> _Given instruction_
Using the entries that follow, collect the lines where the word "this" appears.

Stored items from a collection
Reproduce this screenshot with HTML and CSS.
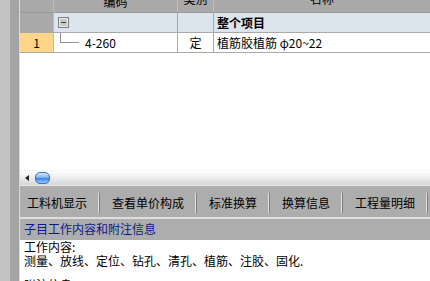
FILE: index.html
```html
<!DOCTYPE html>
<html lang="zh-CN">
<head>
  <meta charset="UTF-8" />
  <title>定额子目</title>
  <link rel="stylesheet" href="styles.css">
</head>
<body>
  <div class="app">
    <div class="side"></div>
    <div class="main">
      <div class="grid">
        <div class="row head">
          <div class="cell num"></div>
          <div class="cell code">编码</div>
          <div class="cell kind">类别</div>
          <div class="cell name">名称</div>
        </div>
        <div class="row group">
          <div class="cell num"></div>
          <div class="cell code"><span class="toggle">−</span></div>
          <div class="cell kind"></div>
          <div class="cell name"><b>整个项目</b></div>
        </div>
        <div class="row item">
          <div class="cell num">1</div>
          <div class="cell code"><span class="branch"></span>4-260</div>
          <div class="cell kind">定</div>
          <div class="cell name">植筋胶植筋 φ20~22</div>
        </div>
      </div>

      <div class="hscroll">
        <span class="arrow"></span>
        <span class="thumb"></span>
      </div>

      <div class="tabs">
        <span class="tab">工料机显示</span>
        <span class="tab">查看单价构成</span>
        <span class="tab">标准换算</span>
        <span class="tab">换算信息</span>
        <span class="tab">工程量明细</span>
        <span class="tab active">说明信息</span>
      </div>

      <div class="panel">
        <div class="panel-title">子目工作内容和附注信息</div>
        <div class="panel-body">
          <p>工作内容:</p>
          <p>测量、放线、定位、钻孔、清孔、植筋、注胶、固化.</p>
          <p class="gap">附注信息:</p>
        </div>
      </div>
    </div>
  </div>
</body>
</html>
```

FILE: styles.css
```css
body {
  margin: 0;
  background: #adadad;
  font-family: "Noto Sans CJK SC", "DejaVu Sans", sans-serif;
  font-size: 12px;
  color: #000;
  overflow: hidden;
}
.app {
  display: flex;
  height: 281px;
}
.side {
  width: 19px;
  flex: none;
  background: linear-gradient(to right, #c2c2c2 10px, #a4a4a4 10px);
  border-right: 1px solid #d8d8d8;
}
.main {
  flex: 1;
  display: flex;
  flex-direction: column;
  overflow: hidden;
}
.grid {
  height: 170px;
  flex: none;
  background: #fff;
  overflow: hidden;
}
.row {
  display: flex;
  height: 19px;
  border-bottom: 1px solid #a9a9a9;
}
.cell {
  line-height: 19px;
  white-space: nowrap;
  overflow: hidden;
  border-right: 1px solid #a9a9a9;
}
.num {
  width: 33px;
  flex: none;
  text-align: center;
  background: #a9a9a9;
  border-right-color: #bdbdbd;
}
.code {
  width: 124px;
  flex: none;
  display: flex;
  align-items: center;
  padding-left: 3px;
  box-sizing: border-box;
}
.kind {
  width: 35px;
  flex: none;
  text-align: center;
}
.name {
  flex: 1;
  padding-left: 3px;
  border-right: none;
}
.head {
  height: 20px;
  margin-top: -8px;
  background: #a9a9a9;
  border-bottom-color: #9a9a9a;
}
.head .cell {
  line-height: 14px;
  justify-content: center;
  text-align: center;
  border-right-color: #bdbdbd;
  padding: 0;
}
.group {
  background: #dce4ee;
}
.item .num {
  background: #ffd58c;
}
.toggle {
  display: inline-block;
  width: 9px;
  height: 9px;
  border: 1px solid #808080;
  box-shadow: inset 0 0 0 1px #e8e8e8;
  background: #c8c8c8;
  line-height: 8px;
  font-size: 10px;
  text-align: center;
  margin-left: 1px;
}
.branch {
  width: 18px;
  height: 10px;
  margin: -10px 6px 0 3px;
  border-left: 1px solid #909090;
  border-bottom: 1px solid #909090;
}
.hscroll {
  height: 14px;
  flex: none;
  border-top: 1px solid #f4f4f4;
  border-bottom: 1px solid #e8e8e8;
  background: linear-gradient(#ffffff, #f0f0f0 40%, #d6d6d6);
  display: flex;
  align-items: center;
  padding-left: 5px;
}
.arrow {
  width: 0;
  height: 0;
  border-top: 3px solid transparent;
  border-bottom: 3px solid transparent;
  border-right: 4px solid #222;
  margin-right: 6px;
}
.thumb {
  width: 15px;
  height: 12px;
  border-radius: 5px;
  border: 1px solid #3a6fc4;
  background: linear-gradient(#dbe9ff, #7fb0f0 45%, #3d84e6 55%, #9cc6ff);
  box-sizing: border-box;
}
.tabs {
  height: 31px;
  flex: none;
  display: flex;
  align-items: center;
  padding: 3px 0 0 7px;
  box-sizing: border-box;
  white-space: nowrap;
}
.tab {
  padding: 0 11px;
  border-right: 1px solid #e2e2e2;
  box-shadow: 1px 0 0 #7c7c7c;
  line-height: 20px;
  margin-right: 2px;
}
.tab:first-child {
  padding-left: 0;
}
.tab.active {
  background: repeating-conic-gradient(#d0d0d0 0 25%, #f0f0f0 0 50%) 0 0 / 2px 2px;
  border: 1px solid #808080;
  padding: 0 4px;
  margin-left: 3px;
}
.panel {
  flex: 1;
  min-height: 0;
  overflow: hidden;
  border-top: 2px solid #dedede;
  display: flex;
  flex-direction: column;
}
.panel-title {
  height: 21px;
  flex: none;
  line-height: 20px;
  padding-left: 4px;
  color: #0a1a8c;
}
.panel-body {
  flex: 1;
  background: #fff;
  padding: 0 4px;
  line-height: 14px;
}
.panel-body p {
  margin: 0;
}
.panel-body .gap {
  margin-top: 10px;
}
```
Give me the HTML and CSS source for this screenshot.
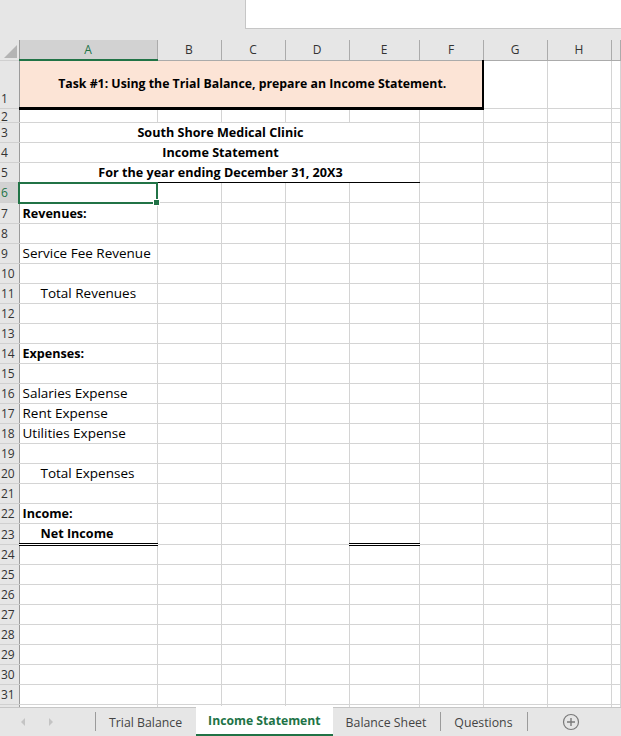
FILE: index.html
```html
<!DOCTYPE html>
<html lang="en">
<head>
    <meta charset="UTF-8">
    <meta name="viewport" content="width=device-width, initial-scale=1.0">
    <title>Income Statement - Workbook</title>
    <link rel="stylesheet" href="styles.css">
</head>
<body>
    <div class="workbook">
        <div class="toolbar">
            <div class="formula-box"></div>
        </div>

        <div class="grid-area">
        <table class="sheet">
            <colgroup>
                <col class="c-hdr"><col class="c-a"><col class="c-n"><col class="c-n"><col class="c-n"><col class="c-e"><col class="c-n"><col class="c-n"><col class="c-n"><col>
            </colgroup>
            <tr class="col-heads">
                <th class="corner"><span class="corner-mark"></span></th>
                <th class="active">A</th><th>B</th><th>C</th><th>D</th><th>E</th><th>F</th><th>G</th><th>H</th><th></th>
            </tr>
            <tr class="r-task">
                <th>1</th>
                <td colspan="6" class="task">Task #1: Using the Trial Balance, prepare an Income Statement.</td>
                <td></td><td></td><td></td>
            </tr>
            <tr class="r-thin"><th>2</th><td></td><td></td><td></td><td></td><td></td><td></td><td></td><td></td><td></td></tr>
            <tr><th>3</th><td colspan="5" class="title">South Shore Medical Clinic</td><td></td><td></td><td></td><td></td></tr>
            <tr><th>4</th><td colspan="5" class="title">Income Statement</td><td></td><td></td><td></td><td></td></tr>
            <tr><th>5</th><td colspan="5" class="title underline">For the year ending December 31, 20X3</td><td></td><td></td><td></td><td></td></tr>
            <tr><th class="active">6</th><td class="selected"><span class="handle"></span></td><td></td><td></td><td></td><td></td><td></td><td></td><td></td><td></td></tr>
            <tr><th>7</th><td class="bold">Revenues:</td><td></td><td></td><td></td><td></td><td></td><td></td><td></td><td></td></tr>
            <tr><th>8</th><td></td><td></td><td></td><td></td><td></td><td></td><td></td><td></td><td></td></tr>
            <tr><th>9</th><td>Service Fee Revenue</td><td></td><td></td><td></td><td></td><td></td><td></td><td></td><td></td></tr>
            <tr><th>10</th><td></td><td></td><td></td><td></td><td></td><td></td><td></td><td></td><td></td></tr>
            <tr><th>11</th><td class="indent">Total Revenues</td><td></td><td></td><td></td><td></td><td></td><td></td><td></td><td></td></tr>
            <tr><th>12</th><td></td><td></td><td></td><td></td><td></td><td></td><td></td><td></td><td></td></tr>
            <tr><th>13</th><td></td><td></td><td></td><td></td><td></td><td></td><td></td><td></td><td></td></tr>
            <tr><th>14</th><td class="bold">Expenses:</td><td></td><td></td><td></td><td></td><td></td><td></td><td></td><td></td></tr>
            <tr><th>15</th><td></td><td></td><td></td><td></td><td></td><td></td><td></td><td></td><td></td></tr>
            <tr><th>16</th><td>Salaries Expense</td><td></td><td></td><td></td><td></td><td></td><td></td><td></td><td></td></tr>
            <tr><th>17</th><td>Rent Expense</td><td></td><td></td><td></td><td></td><td></td><td></td><td></td><td></td></tr>
            <tr><th>18</th><td>Utilities Expense</td><td></td><td></td><td></td><td></td><td></td><td></td><td></td><td></td></tr>
            <tr><th>19</th><td></td><td></td><td></td><td></td><td></td><td></td><td></td><td></td><td></td></tr>
            <tr><th>20</th><td class="indent">Total Expenses</td><td></td><td></td><td></td><td></td><td></td><td></td><td></td><td></td></tr>
            <tr><th>21</th><td></td><td></td><td></td><td></td><td></td><td></td><td></td><td></td><td></td></tr>
            <tr><th>22</th><td class="bold">Income:</td><td></td><td></td><td></td><td></td><td></td><td></td><td></td><td></td></tr>
            <tr><th>23</th><td class="bold indent total">Net Income</td><td></td><td></td><td></td><td class="total"></td><td></td><td></td><td></td><td></td></tr>
            <tr><th>24</th><td></td><td></td><td></td><td></td><td></td><td></td><td></td><td></td><td></td></tr>
            <tr><th>25</th><td></td><td></td><td></td><td></td><td></td><td></td><td></td><td></td><td></td></tr>
            <tr><th>26</th><td></td><td></td><td></td><td></td><td></td><td></td><td></td><td></td><td></td></tr>
            <tr><th>27</th><td></td><td></td><td></td><td></td><td></td><td></td><td></td><td></td><td></td></tr>
            <tr><th>28</th><td></td><td></td><td></td><td></td><td></td><td></td><td></td><td></td><td></td></tr>
            <tr><th>29</th><td></td><td></td><td></td><td></td><td></td><td></td><td></td><td></td><td></td></tr>
            <tr><th>30</th><td></td><td></td><td></td><td></td><td></td><td></td><td></td><td></td><td></td></tr>
            <tr><th>31</th><td></td><td></td><td></td><td></td><td></td><td></td><td></td><td></td><td></td></tr>
            <tr><th></th><td></td><td></td><td></td><td></td><td></td><td></td><td></td><td></td><td></td></tr>
        </table>
        </div>

        <div class="tabs">
            <div class="tab-nav">
                <svg width="8" height="10" viewBox="0 0 8 10"><path d="M6 1 L2 5 L6 9 Z" fill="#c4c4c4"/></svg>
                <svg width="8" height="10" viewBox="0 0 8 10"><path d="M2 1 L6 5 L2 9 Z" fill="#c4c4c4"/></svg>
            </div>
            <span class="tab-sep"></span>
            <div class="tab">Trial Balance</div>
            <div class="tab current">Income Statement</div>
            <div class="tab">Balance Sheet</div>
            <span class="tab-sep"></span>
            <div class="tab">Questions</div>
            <span class="tab-sep"></span>
            <div class="tab-add">
                <svg width="18" height="18" viewBox="0 0 18 18">
                    <circle cx="9" cy="9" r="7.5" fill="none" stroke="#7a7a7a" stroke-width="1.2"/>
                    <path d="M9 5 V13 M5 9 H13" stroke="#7a7a7a" stroke-width="1.4"/>
                </svg>
            </div>
        </div>
    </div>
</body>
</html>
```

FILE: styles.css
```css
body {
    margin: 0;
    font-family: "Open Sans", "Liberation Sans", sans-serif;
    background: #fff;
}
.workbook {
    width: 621px;
    height: 736px;
    overflow: hidden;
    display: flex;
    flex-direction: column;
}
.toolbar {
    height: 40px;
    background-color: #e6e6e6;
    display: flex;
    justify-content: flex-end;
    flex-shrink: 0;
}
.formula-box {
    width: 376px;
    height: 29px;
    background-color: #fff;
    border-left: 1px solid #c6c6c6;
    border-bottom: 1px solid #c6c6c6;
    box-sizing: border-box;
}

/* grid */
.grid-area {
    flex: 1;
    overflow: hidden;
}
.sheet {
    width: 621px;
    table-layout: fixed;
    border-collapse: collapse;
    font-size: 13.5px;
    color: #000;
}
.c-hdr { width: 19px; }
.c-a { width: 138px; }
.c-n { width: 64px; }
.c-e { width: 70px; }
.sheet tr {
    height: 20px;
}
.sheet td {
    padding: 0 0 0 3px;
    border: 1px solid #d4d4d4;
    white-space: nowrap;
    overflow: visible;
    line-height: 19px;
    vertical-align: bottom;
}
.sheet th {
    background-color: #e6e6e6;
    font-weight: normal;
    font-size: 12px;
    color: #333;
    padding: 0;
}
.col-heads th {
    border-right: 1px solid #ababab;
    border-bottom: 1px solid #ababab;
    text-align: center;
    line-height: 19px;
}
.col-heads th.active {
    background-color: #d2d2d2;
    border-bottom: 2px solid #217346;
    color: #1e5e3a;
}
.sheet tr > th:first-child {
    text-align: left;
    padding-left: 1px;
    border-right: 1px solid #9b9b9b;
    border-bottom: 1px solid #d0d0d0;
    vertical-align: bottom;
    line-height: 19px;
}
.sheet tr > th.active {
    background-color: #d2d2d2;
    color: #217346;
}
.sheet th.corner {
    position: relative;
    border-bottom: 1px solid #ababab;
}
.corner-mark {
    position: absolute;
    right: 2px;
    bottom: 2px;
    width: 0;
    height: 0;
    border-left: 13px solid transparent;
    border-bottom: 13px solid #b4b4b4;
}

.sheet tr.r-task { height: 48px; }
.sheet tr.r-thin { height: 14px; }
.sheet tr.r-thin > td,
.sheet tr.r-thin > th:first-child {
    line-height: 11px;
}

.task {
    background-color: #fce4d6;
    text-align: center;
    vertical-align: middle !important;
    font-weight: bold;
    font-size: 12.3px;
    border-right: 2px solid #000 !important;
    border-bottom: 3px solid #000 !important;
}
.title {
    text-align: center;
    font-weight: bold;
    font-size: 12.6px;
}
.underline {
    border-bottom: 1px solid #000 !important;
}
.bold {
    font-weight: bold;
    font-size: 12.6px;
}
.indent { padding-left: 21px !important; }
.total {
    border-bottom: 3px double #000 !important;
}
.selected {
    position: relative;
    border: 2px solid #217346 !important;
}
.handle {
    position: absolute;
    right: -4px;
    bottom: -4px;
    width: 5px;
    height: 5px;
    background-color: #217346;
    border: 1px solid #fff;
}

/* sheet tabs */
.tabs {
    height: 28px;
    flex-shrink: 0;
    background-color: #e6e6e6;
    border-top: 1px solid #c6c6c6;
    display: flex;
    align-items: stretch;
    font-size: 12.5px;
    color: #444;
}
.tab-nav {
    width: 95px;
    display: flex;
    align-items: center;
    gap: 20px;
    padding-left: 19px;
    box-sizing: border-box;
}
.tab-sep {
    width: 1px;
    background-color: #9b9b9b;
    margin: 4px 0 5px;
}
.tab {
    display: flex;
    align-items: center;
    padding: 0 14px 0 13px;
    font-size: 12.3px;
}
.tab.current {
    background-color: #fff;
    color: #217346;
    font-weight: bold;
    font-size: 12.2px;
    padding: 0 12px;
    border-bottom: 2px solid #217346;
    margin-top: -2px;
}
.tab-add {
    display: flex;
    align-items: center;
    padding-left: 34px;
}
```
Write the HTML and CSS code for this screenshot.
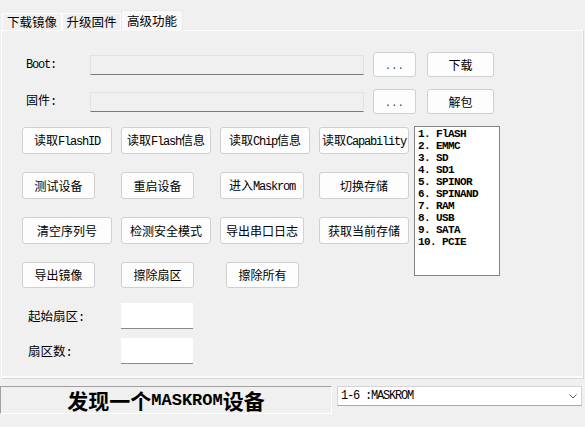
FILE: index.html
```html
<!DOCTYPE html>
<html lang="zh-CN">
<head>
<meta charset="utf-8">
<title>高级功能</title>
<link rel="stylesheet" href="styles.css">
</head>
<body>
<div class="tabs">
  <div class="tab t1">下载镜像</div>
  <div class="tab t2">升级固件</div>
  <div class="tab t3 active">高级功能</div>
</div>
<div class="panel">
  <div class="row">
    <div class="lbl"><span class="en">Boot:</span></div>
    <div class="field"></div>
    <button class="btn dots"><span class="en">...</span></button>
    <button class="btn act">下载</button>
  </div>
  <div class="row row2">
    <div class="lbl">固件<span class="en">:</span></div>
    <div class="field"></div>
    <button class="btn dots"><span class="en">...</span></button>
    <button class="btn act">解包</button>
  </div>
  <div class="main">
    <div class="grid">
      <button class="btn w90">读取<span class="en">FlashID</span></button>
      <button class="btn w90">读取<span class="en">Flash</span>信息</button>
      <button class="btn w90">读取<span class="en">Chip</span>信息</button>
      <button class="btn w90">读取<span class="en">Capability</span></button>
      <button class="btn w73">测试设备</button>
      <button class="btn w73">重启设备</button>
      <button class="btn w84">进入<span class="en">Maskrom</span></button>
      <button class="btn w90">切换存储</button>
      <button class="btn w90">清空序列号</button>
      <button class="btn w90">检测安全模式</button>
      <button class="btn w84">导出串口日志</button>
      <button class="btn w90">获取当前存储</button>
      <button class="btn w73 short">导出镜像</button>
      <button class="btn w73 short">擦除扇区</button>
      <button class="btn w73 short shift">擦除所有</button>
    </div>
    <div class="list">
      <div>1. FlASH</div>
      <div>2. EMMC</div>
      <div>3. SD</div>
      <div>4. SD1</div>
      <div>5. SPINOR</div>
      <div>6. SPINAND</div>
      <div>7. RAM</div>
      <div>8. USB</div>
      <div>9. SATA</div>
      <div>10. PCIE</div>
    </div>
  </div>
  <div class="srow first">
    <div class="slbl">起始扇区<span class="en">:</span></div>
    <div class="input"></div>
  </div>
  <div class="srow">
    <div class="slbl">扇区数<span class="en">:</span></div>
    <div class="input"></div>
  </div>
</div>
<div class="bottom">
  <div class="status"><span class="cjk">发现一个</span><span class="stEn">MASKROM</span><span class="cjk">设备</span></div>
  <div class="combo">
    <span class="comboText">1-6 :MASKROM</span>
    <svg class="chev" width="8" height="5" viewBox="0 0 8 5"><polyline points="0.5,0.5 4,4 7.5,0.5" fill="none" stroke="#606060" stroke-width="1"/></svg>
  </div>
</div>
</body>
</html>
```
FILE: styles.css
```css
* { box-sizing: border-box; }
html, body { margin: 0; padding: 0; }
body {
  width: 585px;
  height: 427px;
  overflow: hidden;
  background: #f0f0f0;
  font-family: "Noto Sans CJK SC", sans-serif;
  font-size: 12px;
  color: #000;
}
.en {
  font-family: "Liberation Mono", monospace;
  font-size: 12px;
  letter-spacing: -1.2px;
}
.tabs {
  display: flex;
  align-items: flex-end;
  height: 30px;
  padding-left: 2px;
}
.tab {
  height: 17px;
  line-height: 15px;
  text-align: center;
  background: #f0f0f0;
  border: 1px solid #fcfcfc;
  border-bottom: none;
  font-size: 12.5px;
}
.t1 { width: 60px; }
.t2 { width: 59px; }
.t3 { width: 62px; }
.tab.active {
  height: 21px;
  line-height: 19px;
  background: #f9f9f9;
  border-color: #e8e8e8;
  margin-bottom: -1px;
  position: relative;
  z-index: 1;
}
.panel {
  margin-left: 1px;
  width: 583px;
  height: 349px;
  border-left: 1px solid #fdfdfd;
  border-top: 1px solid #fdfdfd;
  border-right: 1px solid #d8d8d8;
  border-bottom: 1px solid #d8d8d8;
  box-shadow: inset -1px -2px 0 #fbfbfb;
  padding: 21px 0 0 20px;
}
.row {
  display: flex;
  align-items: center;
  height: 25px;
}
.row2 { margin-top: 12px; }
.lbl {
  width: 68px;
  padding-left: 4px;
  padding-bottom: 4px;
  white-space: nowrap;
}
.field {
  width: 274px;
  height: 20px;
  background: #f0f0f0;
  border: 1px solid #e2e2e2;
  border-bottom: 1px solid #7a7a7a;
  margin-right: 9px;
}
.btn {
  font: inherit;
  color: #000;
  background: #fdfdfd;
  border: 1px solid #d0d0d0;
  border-radius: 3px;
  padding: 0;
  margin: 0;
  height: 27px;
  text-align: center;
  white-space: nowrap;
  line-height: 1;
}
.row .btn { height: 25px; }
.dots { width: 43px; margin-right: 11px; }
.dots .en { color: #333; letter-spacing: 0.3px; font-size: 10px; }
.act { width: 67px; }
.main {
  display: flex;
  margin-top: 13px;
}
.grid {
  display: grid;
  grid-template-columns: 99px 99px 99px 95px;
  grid-auto-rows: 27px;
  row-gap: 18px;
  align-items: start;
}
.w90 { width: 90px; }
.w84 { width: 84px; }
.w73 { width: 73px; }
.short { height: 26px; }
.shift { margin-left: 6px; }
.list {
  margin-top: -1px;
  width: 86px;
  height: 150px;
  background: #fff;
  border: 1px solid #838383;
  padding: 1px 3px;
  font-family: "Liberation Mono", monospace;
  font-size: 11px;
  font-weight: bold;
  letter-spacing: -0.6px;
  line-height: 12px;
  white-space: nowrap;
}
.srow {
  display: flex;
  align-items: center;
  height: 26px;
  margin-top: 9px;
}
.srow.first { margin-top: 14px; }
.slbl {
  width: 99px;
  padding-left: 6px;
  padding-bottom: 2px;
  font-size: 12.5px;
}
.input {
  width: 72px;
  height: 26px;
  background: #fff;
  border-bottom: 1px solid #8a8a8a;
}
.bottom {
  display: flex;
  align-items: flex-start;
  margin-top: 7px;
}
.status {
  width: 332px;
  height: 28px;
  border-top: 1px solid #a0a0a0;
  border-left: 1px solid #a0a0a0;
  border-right: 1px solid #fff;
  border-bottom: 1px solid #fff;
  display: flex;
  align-items: center;
  justify-content: center;
  font-weight: bold;
}
.status .cjk { font-size: 21px; }
.stEn {
  font-family: "Liberation Mono", monospace;
  font-size: 17px;
  font-weight: bold;
}
.combo {
  margin-left: 5px;
  width: 245px;
  height: 20px;
  background: #fff;
  border: 1px solid #d4d4d4;
  border-bottom-color: #a8a8a8;
  display: flex;
  align-items: center;
  justify-content: space-between;
  padding: 0 4px 0 3px;
}
.comboText {
  font-family: "Liberation Mono", monospace;
  font-size: 12px;
  letter-spacing: -1.2px;
  white-space: pre;
}
.chev { display: block; }
```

> _The reply_
Reproduce this screenshot with HTML and CSS.
Give me the HTML and CSS source for this screenshot.
Write the HTML and CSS code for this screenshot.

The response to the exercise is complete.